Sunday, June 13, 2004

Festival shows homeless resources are available

By Travis Gettys
Enquirer contributor

COVINGTON - There are plenty of ways a person can wind up on the streets, without a home.

Many homeless people are mentally ill or addicted to drugs or alcohol. Some are veterans traumatized by combat. Some just caught a bad break.

"They could have lost their job, or lost their housing because of a building code violation that they can't pay to get fixed," said Chad Brinkley of Covington, a volunteer with Recovery Network of Northern Kentucky.

Brinkley was homeless himself for three years. But seven years ago, Recovery Network helped him find a job, a home and a fresh start.

So on Saturday, Brinkley spent time giving back as part of the second annual Homeless Awareness Day at Goebel Park.

The event, which featured live music and free food, offered homeless people a chance to learn about services without pressure.

Agencies that try to help homeless people get jobs, shelter and treatment also say funding is running thin.

The Northern Kentucky mental health system is underfunded by $2.8 million a year, a problem made worse by the state budget impasse, said Recovery Network board chair Elaine Chisholm.

"Of course, nobody wants to raise taxes, so money's tight," Chisholm said.

Even when funding is available, competition between social service agencies can create gaps.

Congress last year mandated that some funding for the Runway and Homeless Youth Act must go to faith-based providers, which cut some youth outreach services at Brighton Center.

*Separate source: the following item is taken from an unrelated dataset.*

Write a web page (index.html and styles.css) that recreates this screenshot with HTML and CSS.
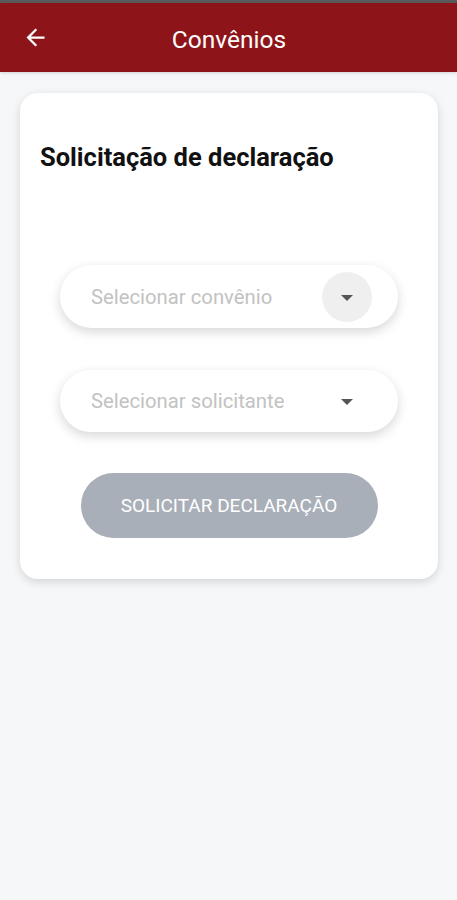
FILE: index.html
```html
<!DOCTYPE html>
<html>
<head>
	<title>Convênios</title>
	<link rel="stylesheet" href="styles.css">
</head>
<body>
	<div class="status-strip"></div>
	<header class="app-bar">
		<span class="back-btn">
			<svg width="27" height="27" viewBox="0 0 24 24"><path d="M20 11H7.83l5.59-5.59L12 4l-8 8 8 8 1.41-1.41L7.83 13H20v-2z" fill="#fff"/></svg>
		</span>
		<h1 class="app-title">Convênios</h1>
	</header>

	<section class="card">
		<h2 class="card-title">Solicitação de declaração</h2>

		<div class="select-bx">
			<span class="placeholder">Selecionar convênio</span>
			<span class="caret-bx focused"><span class="caret"></span></span>
		</div>
		<div class="select-bx">
			<span class="placeholder">Selecionar solicitante</span>
			<span class="caret-bx"><span class="caret"></span></span>
		</div>

		<div class="btn-row">
			<button class="btn-submit" disabled>Solicitar declaração</button>
		</div>
	</section>
</body>
</html>
```

FILE: styles.css
```css
*{
	margin: 0;
	padding: 0;
	box-sizing: border-box;
	font-family: Roboto, "Liberation Sans", sans-serif;
}
body{
	background-color: #f6f7f9;
	width: 457px;
	min-height: 900px;
}
.status-strip{
	height: 3px;
	background-color: #5b5b5b;
}
.app-bar{
	height: 69px;
	background-color: #8d1519;
	display: flex;
	align-items: center;
	position: relative;
	box-shadow: 0 1px 3px rgba(0,0,0,0.15);
}
.back-btn{
	position: absolute;
	left: 22px;
	top: 21px;
	display: flex;
}
.app-title{
	flex: 1;
	text-align: center;
	color: #fff;
	font-size: 24.5px;
	font-weight: 400;
	padding: 4px 0 0 1px;
}
.card{
	margin: 21px 19px 0 20px;
	background: #fff;
	border-radius: 18px;
	box-shadow: 0 3px 10px rgba(0,0,0,0.14);
	padding: 50px 20px 41px;
}
.card-title{
	font-size: 25.5px;
	font-weight: 700;
	color: #111;
	line-height: 28px;
	margin-bottom: 94px;
}
.select-bx{
	margin: 0 20px 42px;
	height: 63px;
	border-radius: 32px;
	background: #fff;
	box-shadow: 0 4px 12px rgba(0,0,0,0.16);
	display: flex;
	align-items: center;
	padding: 0 26px 0 31px;
}
.select-bx + .select-bx{
	height: 62px;
	margin-bottom: 41px;
}
.placeholder{
	flex: 1;
	font-size: 20.3px;
	color: #c2c2c2;
}
.caret-bx{
	width: 50px;
	height: 50px;
	border-radius: 50%;
	display: flex;
	align-items: center;
	justify-content: center;
}
.caret-bx.focused{
	background: #efefef;
}
.caret{
	width: 0;
	height: 0;
	border-left: 6px solid transparent;
	border-right: 6px solid transparent;
	border-top: 6px solid #555;
	margin-top: 2px;
}
.btn-row{
	display: flex;
	justify-content: center;
}
.btn-submit{
	width: 297px;
	height: 65px;
	border: 0;
	border-radius: 33px;
	background: #a9afb8;
	color: #fff;
	font-size: 19px;
	text-transform: uppercase;
}
```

"We lost one of our primary grants to a faith-based organization that wrote us a letter requesting our handbook and operation manual," said Tom Curran, street outreach specialist. "In the big scheme of things, youth are still being served, but we had to drop some of our programs."

While the exact number of homeless people in Northern Kentucky and Greater Cincinnati is not known, about a third are 21 or younger, advocates said.

Joshua "Jamie" Curry, 20, has lived on the streets since a lease violation left him homeless a year ago.

He hopes to apply for a scholarship to Northern Kentucky University on the strength of a high ACT score, but for now he spends his days at the library and his nights trying to avoid police.

"When I'm not looking for a job, I go through novels," Curry said.

One-third of homeless people are veterans, including some returning from Afghanistan and Iraq, said Iola Green, coordinator of housing programs at the Veterans Administration Medical Center in Fort Thomas.

Green said some veterans are not prepared to deal with situations they've encountered in combat.

"Seeing someone without limbs is hard to see, but once you've seen it, it's hard to erase from your mind," Green said.

Many veterans stop going to counseling, she said, because reliving the painful episodes is too difficult.

"The biggest challenge is encouraging veterans to get help," Green said.

"That's why I come out to things like this."